- 33°54′00″N 35°37′00″E﻿ / ﻿33.9°N 35.616667°E
- Periods: Paleolithic, Neolithic
- Location: 2.5 km (1.6 mi) east of Antelias
- Region: northeast of Beirut

Site notes
- Excavation dates: 1833, 1893, 1901, 1914, 1944, 1948
- Archaeologists: Gustaf Hedenborg, Godefroy Zumoffen, Raoul Describes, Auguste Bergy, J. Franklin Ewing
- Condition: destroyed

= Antelias Cave =

Cave in Lebanon

Antelias Cave was a large cave located 2.5 km east of Antelias, 10 km northeast of Beirut close to the wadi of Ksar Akil.

==Archaeological discoveries==
The cave was discovered by Gustaf Hedenborg in 1833. Godefroy Zumoffen made an excavation in 1893, finding an Aurignacian industry amongst large quantities of bones and flints. He also found remains of a human fetus, which was only published in 1957 by Henri Victor Vallois and assigned to the Neolithic period. Henri Fleisch re-examined the material from Zumoffen's excavation and concluded that it was not solely Aurignacian but showed evidence of successive industries present as late as the Neolithic. Raoul Desribes also excavated the site and found numerous tools made of bone including two harpoons which are now in the Museum of Lebanese Prehistory.

Auguste Bergy also made a small excavation here and another sounding was made possibly in 1948 by J. Franklin Ewing who described the industry as "transitional, Upper Paleolithic-to-Mesolithic". Dirk Albert Hooijer studied the fauna from the cave and found Dama and Capra to have been predominant.
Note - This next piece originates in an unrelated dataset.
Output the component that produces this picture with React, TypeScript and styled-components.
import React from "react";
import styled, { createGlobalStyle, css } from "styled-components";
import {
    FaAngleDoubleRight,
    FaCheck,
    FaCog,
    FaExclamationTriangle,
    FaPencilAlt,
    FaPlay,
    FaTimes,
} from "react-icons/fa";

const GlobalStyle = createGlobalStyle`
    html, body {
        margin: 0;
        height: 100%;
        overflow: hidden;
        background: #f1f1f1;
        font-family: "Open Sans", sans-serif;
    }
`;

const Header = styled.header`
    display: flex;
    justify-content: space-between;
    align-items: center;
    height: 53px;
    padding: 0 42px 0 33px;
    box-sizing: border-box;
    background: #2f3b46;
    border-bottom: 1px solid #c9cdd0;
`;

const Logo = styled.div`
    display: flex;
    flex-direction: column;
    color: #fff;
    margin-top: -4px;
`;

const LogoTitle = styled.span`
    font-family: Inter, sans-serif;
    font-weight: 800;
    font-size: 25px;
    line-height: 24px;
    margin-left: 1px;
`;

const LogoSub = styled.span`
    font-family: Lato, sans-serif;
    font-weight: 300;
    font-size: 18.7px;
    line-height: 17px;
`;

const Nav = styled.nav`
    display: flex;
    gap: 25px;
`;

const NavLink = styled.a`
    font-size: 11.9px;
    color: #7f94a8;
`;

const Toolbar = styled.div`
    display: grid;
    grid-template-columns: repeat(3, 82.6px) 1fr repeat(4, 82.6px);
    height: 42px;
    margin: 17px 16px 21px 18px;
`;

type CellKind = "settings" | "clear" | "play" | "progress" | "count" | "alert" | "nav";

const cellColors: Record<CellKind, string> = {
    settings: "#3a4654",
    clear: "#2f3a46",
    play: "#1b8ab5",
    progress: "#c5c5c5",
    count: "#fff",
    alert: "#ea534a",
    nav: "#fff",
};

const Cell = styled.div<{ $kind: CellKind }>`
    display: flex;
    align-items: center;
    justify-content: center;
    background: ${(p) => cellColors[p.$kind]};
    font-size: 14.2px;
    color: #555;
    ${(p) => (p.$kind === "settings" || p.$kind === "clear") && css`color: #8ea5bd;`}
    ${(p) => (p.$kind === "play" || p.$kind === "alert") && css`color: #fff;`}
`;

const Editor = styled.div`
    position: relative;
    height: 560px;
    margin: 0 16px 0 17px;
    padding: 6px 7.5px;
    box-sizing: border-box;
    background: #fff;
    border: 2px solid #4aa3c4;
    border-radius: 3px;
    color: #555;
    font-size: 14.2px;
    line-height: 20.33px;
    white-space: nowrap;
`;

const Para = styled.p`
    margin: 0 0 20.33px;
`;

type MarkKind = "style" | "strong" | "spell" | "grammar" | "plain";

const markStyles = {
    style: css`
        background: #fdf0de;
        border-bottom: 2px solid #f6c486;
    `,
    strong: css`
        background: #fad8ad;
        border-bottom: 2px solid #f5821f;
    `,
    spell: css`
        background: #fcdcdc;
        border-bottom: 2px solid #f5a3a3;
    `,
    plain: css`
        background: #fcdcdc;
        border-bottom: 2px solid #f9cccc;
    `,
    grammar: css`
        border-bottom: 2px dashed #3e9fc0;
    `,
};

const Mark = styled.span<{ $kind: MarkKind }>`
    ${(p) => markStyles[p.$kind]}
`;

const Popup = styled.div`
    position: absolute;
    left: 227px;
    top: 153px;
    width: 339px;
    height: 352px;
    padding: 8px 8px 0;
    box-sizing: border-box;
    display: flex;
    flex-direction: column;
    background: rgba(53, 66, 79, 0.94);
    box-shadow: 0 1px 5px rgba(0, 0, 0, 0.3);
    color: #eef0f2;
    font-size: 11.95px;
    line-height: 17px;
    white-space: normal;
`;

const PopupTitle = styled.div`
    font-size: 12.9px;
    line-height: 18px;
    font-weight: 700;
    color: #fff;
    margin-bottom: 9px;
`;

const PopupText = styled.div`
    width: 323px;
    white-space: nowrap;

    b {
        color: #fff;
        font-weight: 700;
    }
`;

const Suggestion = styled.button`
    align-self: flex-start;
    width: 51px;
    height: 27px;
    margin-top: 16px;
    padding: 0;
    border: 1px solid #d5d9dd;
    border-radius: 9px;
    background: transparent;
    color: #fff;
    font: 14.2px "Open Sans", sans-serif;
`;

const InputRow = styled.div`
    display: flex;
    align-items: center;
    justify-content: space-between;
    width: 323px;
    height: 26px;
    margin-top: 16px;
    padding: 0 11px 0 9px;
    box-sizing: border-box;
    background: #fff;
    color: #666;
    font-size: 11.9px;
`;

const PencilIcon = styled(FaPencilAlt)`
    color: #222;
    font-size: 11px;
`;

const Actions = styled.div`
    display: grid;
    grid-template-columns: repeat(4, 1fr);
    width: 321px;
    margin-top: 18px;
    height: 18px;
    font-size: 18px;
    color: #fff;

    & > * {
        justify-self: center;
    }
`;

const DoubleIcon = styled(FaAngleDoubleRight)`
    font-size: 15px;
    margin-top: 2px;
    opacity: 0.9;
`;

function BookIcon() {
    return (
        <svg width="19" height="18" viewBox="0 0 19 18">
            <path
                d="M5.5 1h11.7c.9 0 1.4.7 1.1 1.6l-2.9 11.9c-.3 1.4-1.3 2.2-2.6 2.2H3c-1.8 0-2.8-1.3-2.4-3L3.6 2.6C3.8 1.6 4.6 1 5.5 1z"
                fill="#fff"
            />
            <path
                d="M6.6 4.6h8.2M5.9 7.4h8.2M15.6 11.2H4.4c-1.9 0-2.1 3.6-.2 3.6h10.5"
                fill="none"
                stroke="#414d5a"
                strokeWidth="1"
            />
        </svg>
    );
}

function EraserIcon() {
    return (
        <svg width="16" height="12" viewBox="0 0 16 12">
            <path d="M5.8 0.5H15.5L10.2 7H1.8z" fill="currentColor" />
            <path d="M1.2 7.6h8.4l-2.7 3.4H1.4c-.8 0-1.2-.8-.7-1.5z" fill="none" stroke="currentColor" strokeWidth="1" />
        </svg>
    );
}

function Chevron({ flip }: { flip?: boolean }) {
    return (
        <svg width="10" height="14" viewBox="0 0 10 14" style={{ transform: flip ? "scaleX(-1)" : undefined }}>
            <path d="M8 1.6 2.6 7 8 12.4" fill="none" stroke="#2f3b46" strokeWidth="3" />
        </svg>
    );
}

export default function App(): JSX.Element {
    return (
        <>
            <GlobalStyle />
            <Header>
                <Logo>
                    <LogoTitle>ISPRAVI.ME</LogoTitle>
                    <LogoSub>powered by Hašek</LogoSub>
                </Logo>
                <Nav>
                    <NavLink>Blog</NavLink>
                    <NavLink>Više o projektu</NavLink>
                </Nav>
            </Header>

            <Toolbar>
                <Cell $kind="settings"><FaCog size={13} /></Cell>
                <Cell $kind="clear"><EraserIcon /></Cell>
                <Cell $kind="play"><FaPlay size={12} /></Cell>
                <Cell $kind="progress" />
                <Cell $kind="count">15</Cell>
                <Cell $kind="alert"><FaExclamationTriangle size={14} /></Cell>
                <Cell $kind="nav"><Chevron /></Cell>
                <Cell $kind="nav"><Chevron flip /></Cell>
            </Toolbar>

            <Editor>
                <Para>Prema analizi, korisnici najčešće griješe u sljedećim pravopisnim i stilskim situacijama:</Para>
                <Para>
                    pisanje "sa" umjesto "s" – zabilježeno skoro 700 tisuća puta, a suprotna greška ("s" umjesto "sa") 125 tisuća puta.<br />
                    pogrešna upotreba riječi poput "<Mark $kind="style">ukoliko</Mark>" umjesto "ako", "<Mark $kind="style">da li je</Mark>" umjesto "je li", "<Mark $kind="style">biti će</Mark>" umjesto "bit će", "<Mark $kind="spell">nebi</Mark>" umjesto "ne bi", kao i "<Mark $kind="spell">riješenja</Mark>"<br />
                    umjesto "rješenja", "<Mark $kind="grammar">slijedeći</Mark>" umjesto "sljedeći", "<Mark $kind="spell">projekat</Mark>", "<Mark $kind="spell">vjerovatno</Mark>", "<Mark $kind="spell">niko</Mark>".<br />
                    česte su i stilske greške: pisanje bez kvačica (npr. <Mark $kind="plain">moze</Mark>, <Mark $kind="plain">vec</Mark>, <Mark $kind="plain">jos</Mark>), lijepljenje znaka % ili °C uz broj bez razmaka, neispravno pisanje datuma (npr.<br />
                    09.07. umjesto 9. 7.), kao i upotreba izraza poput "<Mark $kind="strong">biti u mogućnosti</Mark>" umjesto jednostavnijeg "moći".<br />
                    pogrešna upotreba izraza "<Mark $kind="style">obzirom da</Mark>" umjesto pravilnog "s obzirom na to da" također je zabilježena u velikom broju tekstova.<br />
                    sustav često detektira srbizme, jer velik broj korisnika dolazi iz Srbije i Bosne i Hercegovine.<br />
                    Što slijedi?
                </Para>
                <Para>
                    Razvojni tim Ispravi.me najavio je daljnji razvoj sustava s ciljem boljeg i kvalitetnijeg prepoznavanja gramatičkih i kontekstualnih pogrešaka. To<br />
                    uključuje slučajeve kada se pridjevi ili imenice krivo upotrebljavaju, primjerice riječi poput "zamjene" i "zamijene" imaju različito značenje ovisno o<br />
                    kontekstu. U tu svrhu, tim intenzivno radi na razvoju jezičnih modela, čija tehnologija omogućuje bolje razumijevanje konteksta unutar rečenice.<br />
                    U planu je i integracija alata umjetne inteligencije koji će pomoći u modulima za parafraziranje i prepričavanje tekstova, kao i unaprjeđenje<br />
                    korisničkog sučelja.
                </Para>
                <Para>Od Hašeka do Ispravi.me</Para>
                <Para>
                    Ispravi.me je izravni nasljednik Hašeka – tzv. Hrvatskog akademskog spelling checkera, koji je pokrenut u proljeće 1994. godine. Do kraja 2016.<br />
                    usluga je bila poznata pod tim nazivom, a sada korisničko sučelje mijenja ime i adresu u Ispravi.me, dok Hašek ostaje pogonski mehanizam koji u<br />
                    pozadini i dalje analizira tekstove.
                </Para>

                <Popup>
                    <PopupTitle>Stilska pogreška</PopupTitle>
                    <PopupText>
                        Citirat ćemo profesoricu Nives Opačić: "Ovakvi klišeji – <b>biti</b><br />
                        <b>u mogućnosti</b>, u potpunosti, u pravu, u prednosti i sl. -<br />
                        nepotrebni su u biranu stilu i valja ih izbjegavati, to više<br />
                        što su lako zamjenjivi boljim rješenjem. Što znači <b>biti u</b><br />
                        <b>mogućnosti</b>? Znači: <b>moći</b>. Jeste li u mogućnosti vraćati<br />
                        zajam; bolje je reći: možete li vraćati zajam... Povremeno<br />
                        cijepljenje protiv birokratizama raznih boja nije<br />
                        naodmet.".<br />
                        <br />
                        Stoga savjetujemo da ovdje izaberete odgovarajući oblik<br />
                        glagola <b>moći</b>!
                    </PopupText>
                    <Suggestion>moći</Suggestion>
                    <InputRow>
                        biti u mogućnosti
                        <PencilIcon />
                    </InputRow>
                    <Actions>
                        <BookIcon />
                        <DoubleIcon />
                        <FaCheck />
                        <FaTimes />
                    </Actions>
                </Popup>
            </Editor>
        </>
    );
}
Neolithic finds included a long, denticulated, lustrous blade. Collections from the cave can be found in the Musée de l'Homme, Paris, Museum of Lebanese Prehistory and the Archaeological Museum of the American University of Beirut.

==Destruction==
Antelias Cave was destroyed by dynamite in the spring of 1964 due to quarrying in the area. Lorraine Copeland and Peter J. Wescombe recovered some cave deposits from which they hoped to extract material for radio-carbon dating.